_Provided material:_
***

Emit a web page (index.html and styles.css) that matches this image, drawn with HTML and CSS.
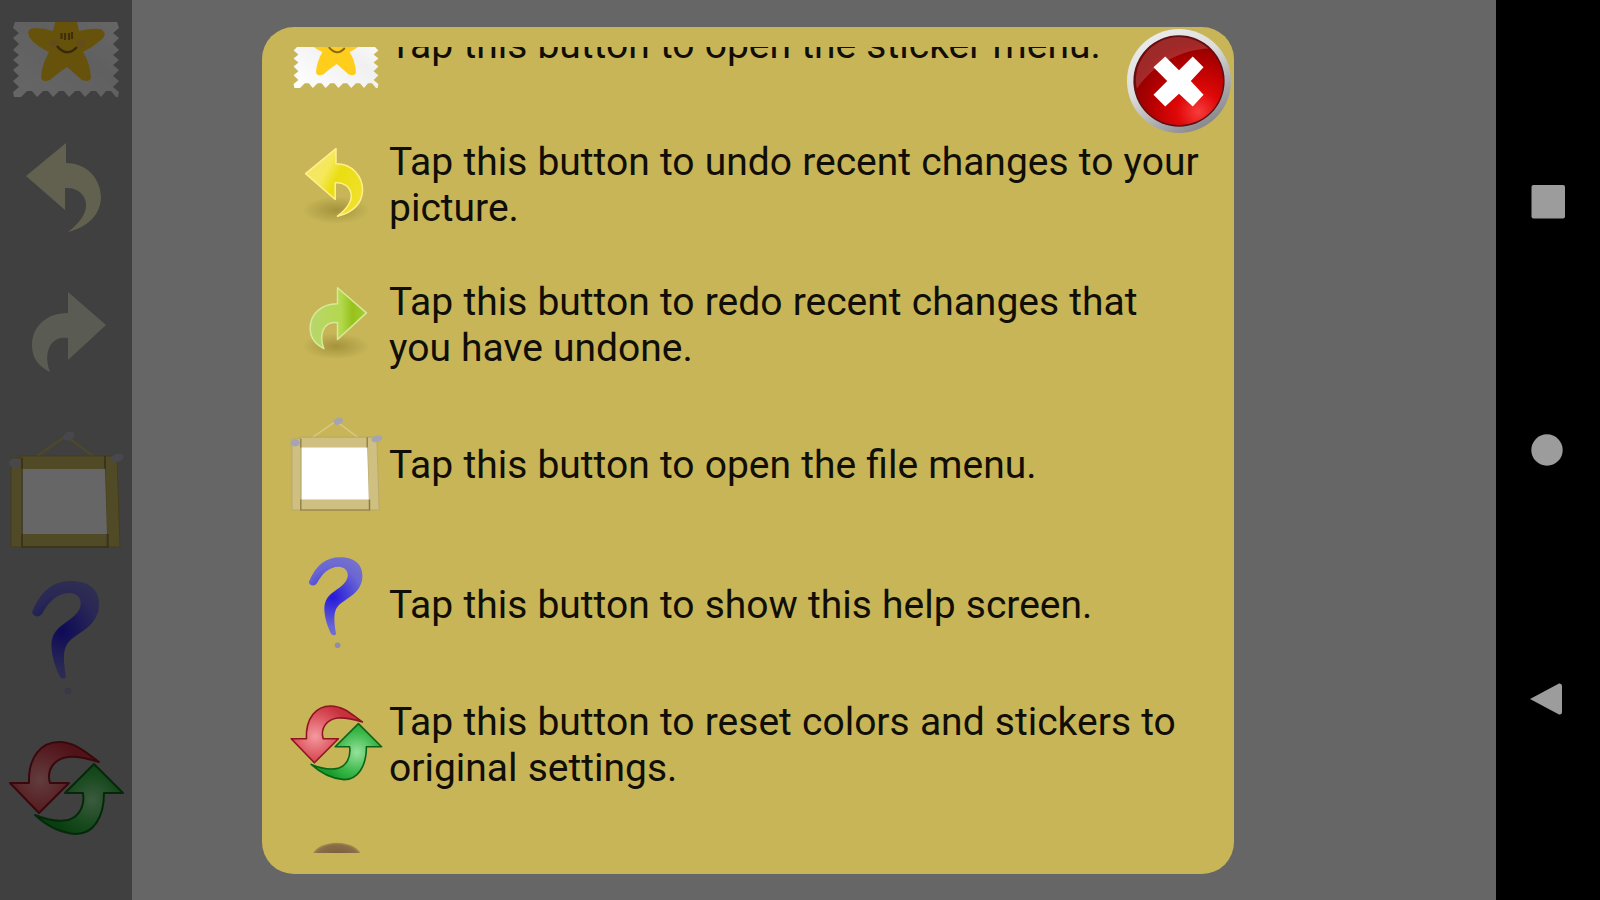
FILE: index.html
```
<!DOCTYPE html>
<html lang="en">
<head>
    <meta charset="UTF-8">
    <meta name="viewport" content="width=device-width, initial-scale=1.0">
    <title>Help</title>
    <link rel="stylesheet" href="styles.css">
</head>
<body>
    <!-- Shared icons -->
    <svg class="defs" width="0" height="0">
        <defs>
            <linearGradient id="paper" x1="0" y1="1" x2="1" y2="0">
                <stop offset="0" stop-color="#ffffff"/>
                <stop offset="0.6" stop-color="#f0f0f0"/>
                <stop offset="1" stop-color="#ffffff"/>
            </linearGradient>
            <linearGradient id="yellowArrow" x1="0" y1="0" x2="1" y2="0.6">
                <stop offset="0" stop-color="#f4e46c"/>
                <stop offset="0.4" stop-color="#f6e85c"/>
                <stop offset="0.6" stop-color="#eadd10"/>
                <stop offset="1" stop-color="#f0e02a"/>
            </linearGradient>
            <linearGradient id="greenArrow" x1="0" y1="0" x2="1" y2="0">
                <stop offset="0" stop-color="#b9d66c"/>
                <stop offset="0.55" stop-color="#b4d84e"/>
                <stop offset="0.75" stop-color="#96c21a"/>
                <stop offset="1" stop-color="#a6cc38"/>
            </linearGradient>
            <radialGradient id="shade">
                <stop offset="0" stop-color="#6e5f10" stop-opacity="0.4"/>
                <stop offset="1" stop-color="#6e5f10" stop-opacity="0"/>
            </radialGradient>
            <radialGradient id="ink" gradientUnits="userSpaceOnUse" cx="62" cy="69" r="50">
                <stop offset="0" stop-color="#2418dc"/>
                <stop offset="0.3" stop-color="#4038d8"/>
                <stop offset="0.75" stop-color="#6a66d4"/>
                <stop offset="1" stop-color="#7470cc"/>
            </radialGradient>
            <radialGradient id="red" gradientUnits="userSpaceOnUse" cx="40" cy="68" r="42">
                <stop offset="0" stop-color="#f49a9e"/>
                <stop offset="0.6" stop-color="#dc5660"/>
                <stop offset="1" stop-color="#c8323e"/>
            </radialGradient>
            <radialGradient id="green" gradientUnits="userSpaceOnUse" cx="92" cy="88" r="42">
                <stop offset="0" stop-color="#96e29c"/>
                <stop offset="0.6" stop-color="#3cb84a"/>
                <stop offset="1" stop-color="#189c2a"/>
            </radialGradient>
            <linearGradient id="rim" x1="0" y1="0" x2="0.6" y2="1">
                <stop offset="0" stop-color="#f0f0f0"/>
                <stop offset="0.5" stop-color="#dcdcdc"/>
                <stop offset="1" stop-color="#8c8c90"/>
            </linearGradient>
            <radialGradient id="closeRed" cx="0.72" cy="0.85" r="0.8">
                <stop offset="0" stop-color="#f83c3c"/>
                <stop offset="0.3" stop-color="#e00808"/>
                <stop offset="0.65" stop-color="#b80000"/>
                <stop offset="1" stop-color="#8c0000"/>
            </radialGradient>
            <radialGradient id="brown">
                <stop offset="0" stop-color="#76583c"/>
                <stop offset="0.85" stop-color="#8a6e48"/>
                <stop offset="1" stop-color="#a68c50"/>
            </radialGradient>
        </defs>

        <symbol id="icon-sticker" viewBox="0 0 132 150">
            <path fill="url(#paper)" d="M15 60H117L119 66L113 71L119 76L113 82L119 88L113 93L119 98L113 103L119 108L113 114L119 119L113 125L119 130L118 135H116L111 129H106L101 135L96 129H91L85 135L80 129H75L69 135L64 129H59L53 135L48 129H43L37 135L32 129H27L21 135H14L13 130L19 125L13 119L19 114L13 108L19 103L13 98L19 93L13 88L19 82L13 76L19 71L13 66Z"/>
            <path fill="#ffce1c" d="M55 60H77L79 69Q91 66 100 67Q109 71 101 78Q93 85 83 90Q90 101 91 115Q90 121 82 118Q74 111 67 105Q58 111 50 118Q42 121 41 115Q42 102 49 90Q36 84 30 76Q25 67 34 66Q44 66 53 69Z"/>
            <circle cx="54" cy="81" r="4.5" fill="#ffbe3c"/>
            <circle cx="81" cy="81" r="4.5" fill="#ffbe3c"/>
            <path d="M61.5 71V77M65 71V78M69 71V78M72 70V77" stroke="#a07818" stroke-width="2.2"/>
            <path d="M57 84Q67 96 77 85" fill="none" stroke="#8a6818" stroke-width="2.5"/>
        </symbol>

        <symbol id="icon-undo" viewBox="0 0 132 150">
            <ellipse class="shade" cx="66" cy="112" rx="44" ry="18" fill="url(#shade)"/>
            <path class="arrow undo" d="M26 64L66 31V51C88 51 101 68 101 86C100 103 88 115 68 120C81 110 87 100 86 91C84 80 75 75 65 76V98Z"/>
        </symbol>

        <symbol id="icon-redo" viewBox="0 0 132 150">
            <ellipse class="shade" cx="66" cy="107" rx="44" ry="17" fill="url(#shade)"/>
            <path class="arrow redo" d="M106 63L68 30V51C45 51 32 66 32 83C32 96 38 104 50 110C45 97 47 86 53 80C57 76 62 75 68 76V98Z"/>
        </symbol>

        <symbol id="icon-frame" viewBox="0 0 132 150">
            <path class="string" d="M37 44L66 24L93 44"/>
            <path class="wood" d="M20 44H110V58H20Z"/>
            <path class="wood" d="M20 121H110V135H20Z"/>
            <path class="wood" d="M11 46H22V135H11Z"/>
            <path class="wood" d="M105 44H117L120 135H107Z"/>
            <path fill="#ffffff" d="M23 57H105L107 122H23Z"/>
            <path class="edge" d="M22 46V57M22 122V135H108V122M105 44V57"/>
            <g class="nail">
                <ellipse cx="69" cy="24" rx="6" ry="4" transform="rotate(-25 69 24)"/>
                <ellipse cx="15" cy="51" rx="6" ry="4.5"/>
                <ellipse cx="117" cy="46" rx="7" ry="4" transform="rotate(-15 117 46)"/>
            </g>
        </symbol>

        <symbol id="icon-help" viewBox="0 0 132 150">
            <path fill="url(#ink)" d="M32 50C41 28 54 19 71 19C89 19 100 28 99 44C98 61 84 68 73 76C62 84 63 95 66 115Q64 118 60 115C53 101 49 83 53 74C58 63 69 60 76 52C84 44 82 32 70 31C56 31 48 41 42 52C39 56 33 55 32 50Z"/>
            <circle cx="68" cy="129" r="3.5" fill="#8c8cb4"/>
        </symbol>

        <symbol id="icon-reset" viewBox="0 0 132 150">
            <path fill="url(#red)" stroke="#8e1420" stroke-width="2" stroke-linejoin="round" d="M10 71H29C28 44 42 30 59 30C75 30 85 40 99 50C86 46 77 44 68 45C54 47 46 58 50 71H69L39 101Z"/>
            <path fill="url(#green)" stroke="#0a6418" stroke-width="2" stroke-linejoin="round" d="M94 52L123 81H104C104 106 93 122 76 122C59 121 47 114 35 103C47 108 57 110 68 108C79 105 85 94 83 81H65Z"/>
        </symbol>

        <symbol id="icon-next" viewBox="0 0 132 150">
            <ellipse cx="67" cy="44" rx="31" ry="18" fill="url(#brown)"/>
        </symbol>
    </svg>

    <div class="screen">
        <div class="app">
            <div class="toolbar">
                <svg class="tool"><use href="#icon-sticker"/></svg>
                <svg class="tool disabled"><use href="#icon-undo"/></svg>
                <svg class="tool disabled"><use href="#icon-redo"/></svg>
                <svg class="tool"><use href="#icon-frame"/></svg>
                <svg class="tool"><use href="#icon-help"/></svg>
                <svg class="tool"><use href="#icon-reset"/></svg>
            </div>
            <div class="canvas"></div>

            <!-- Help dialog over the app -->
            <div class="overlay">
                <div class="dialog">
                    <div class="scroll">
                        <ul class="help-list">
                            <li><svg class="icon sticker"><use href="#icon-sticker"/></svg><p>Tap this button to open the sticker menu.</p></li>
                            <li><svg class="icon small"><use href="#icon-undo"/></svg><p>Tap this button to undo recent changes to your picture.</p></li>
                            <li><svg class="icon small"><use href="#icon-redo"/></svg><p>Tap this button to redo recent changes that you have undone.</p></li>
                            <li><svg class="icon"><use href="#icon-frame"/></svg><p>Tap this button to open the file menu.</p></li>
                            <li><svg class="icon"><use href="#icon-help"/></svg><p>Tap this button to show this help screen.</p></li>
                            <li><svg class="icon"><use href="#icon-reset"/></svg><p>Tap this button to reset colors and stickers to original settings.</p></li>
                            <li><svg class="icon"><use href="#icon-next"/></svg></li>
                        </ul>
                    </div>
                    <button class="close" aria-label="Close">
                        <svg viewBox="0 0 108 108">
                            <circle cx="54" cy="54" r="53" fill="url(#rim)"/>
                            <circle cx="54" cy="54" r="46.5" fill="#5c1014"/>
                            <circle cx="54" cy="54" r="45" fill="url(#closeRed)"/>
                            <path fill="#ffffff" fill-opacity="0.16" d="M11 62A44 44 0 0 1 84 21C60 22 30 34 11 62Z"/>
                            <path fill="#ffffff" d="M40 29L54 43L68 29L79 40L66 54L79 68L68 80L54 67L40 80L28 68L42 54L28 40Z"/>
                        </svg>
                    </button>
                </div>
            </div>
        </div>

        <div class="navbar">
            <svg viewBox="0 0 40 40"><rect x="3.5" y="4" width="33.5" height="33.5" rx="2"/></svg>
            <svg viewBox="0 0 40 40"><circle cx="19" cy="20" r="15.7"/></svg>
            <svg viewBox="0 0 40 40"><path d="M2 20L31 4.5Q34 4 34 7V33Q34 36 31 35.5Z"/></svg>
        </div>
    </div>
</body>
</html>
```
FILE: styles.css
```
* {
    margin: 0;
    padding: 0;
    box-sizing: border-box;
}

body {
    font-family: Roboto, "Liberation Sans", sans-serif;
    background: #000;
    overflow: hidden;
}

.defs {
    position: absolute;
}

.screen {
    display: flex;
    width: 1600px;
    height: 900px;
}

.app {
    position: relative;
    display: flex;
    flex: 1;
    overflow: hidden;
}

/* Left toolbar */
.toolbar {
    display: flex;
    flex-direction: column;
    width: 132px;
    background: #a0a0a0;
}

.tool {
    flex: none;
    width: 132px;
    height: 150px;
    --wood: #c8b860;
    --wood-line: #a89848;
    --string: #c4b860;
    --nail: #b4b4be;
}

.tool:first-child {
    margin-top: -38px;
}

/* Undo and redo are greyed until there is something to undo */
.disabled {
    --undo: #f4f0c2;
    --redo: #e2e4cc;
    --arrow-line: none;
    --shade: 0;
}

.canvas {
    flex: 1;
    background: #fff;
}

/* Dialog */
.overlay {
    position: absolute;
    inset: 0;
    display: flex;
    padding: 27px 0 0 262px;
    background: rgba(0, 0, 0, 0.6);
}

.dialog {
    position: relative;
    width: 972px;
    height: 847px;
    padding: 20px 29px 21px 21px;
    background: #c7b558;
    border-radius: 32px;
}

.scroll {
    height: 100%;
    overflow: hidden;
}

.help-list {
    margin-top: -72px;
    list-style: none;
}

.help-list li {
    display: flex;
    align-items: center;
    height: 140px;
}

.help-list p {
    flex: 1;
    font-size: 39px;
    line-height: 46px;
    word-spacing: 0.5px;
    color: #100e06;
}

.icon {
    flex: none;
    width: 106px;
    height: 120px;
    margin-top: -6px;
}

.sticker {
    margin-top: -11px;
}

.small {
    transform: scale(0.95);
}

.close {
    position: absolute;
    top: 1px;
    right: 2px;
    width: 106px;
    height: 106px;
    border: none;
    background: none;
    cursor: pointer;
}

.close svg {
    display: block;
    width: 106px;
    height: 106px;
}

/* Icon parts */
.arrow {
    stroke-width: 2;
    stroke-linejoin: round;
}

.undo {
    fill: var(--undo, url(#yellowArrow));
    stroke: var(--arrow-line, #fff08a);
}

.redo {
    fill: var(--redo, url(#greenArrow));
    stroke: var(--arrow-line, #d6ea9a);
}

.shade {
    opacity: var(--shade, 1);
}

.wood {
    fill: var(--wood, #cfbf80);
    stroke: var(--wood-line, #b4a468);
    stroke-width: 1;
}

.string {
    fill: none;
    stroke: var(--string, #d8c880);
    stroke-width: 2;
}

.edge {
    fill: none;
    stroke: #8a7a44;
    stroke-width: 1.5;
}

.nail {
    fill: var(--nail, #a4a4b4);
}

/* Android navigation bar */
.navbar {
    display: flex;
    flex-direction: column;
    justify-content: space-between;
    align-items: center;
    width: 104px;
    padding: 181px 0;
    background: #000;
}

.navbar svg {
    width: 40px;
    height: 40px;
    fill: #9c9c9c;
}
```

***

_Do this:_ Scan the data above and copy every line with "that" in it.

_Completed task:_
Emit a web page (index.html and styles.css) that matches this image, drawn with HTML and CSS.
                            <li><svg class="icon small"><use href="#icon-redo"/></svg><p>Tap this button to redo recent changes that you have undone.</p></li>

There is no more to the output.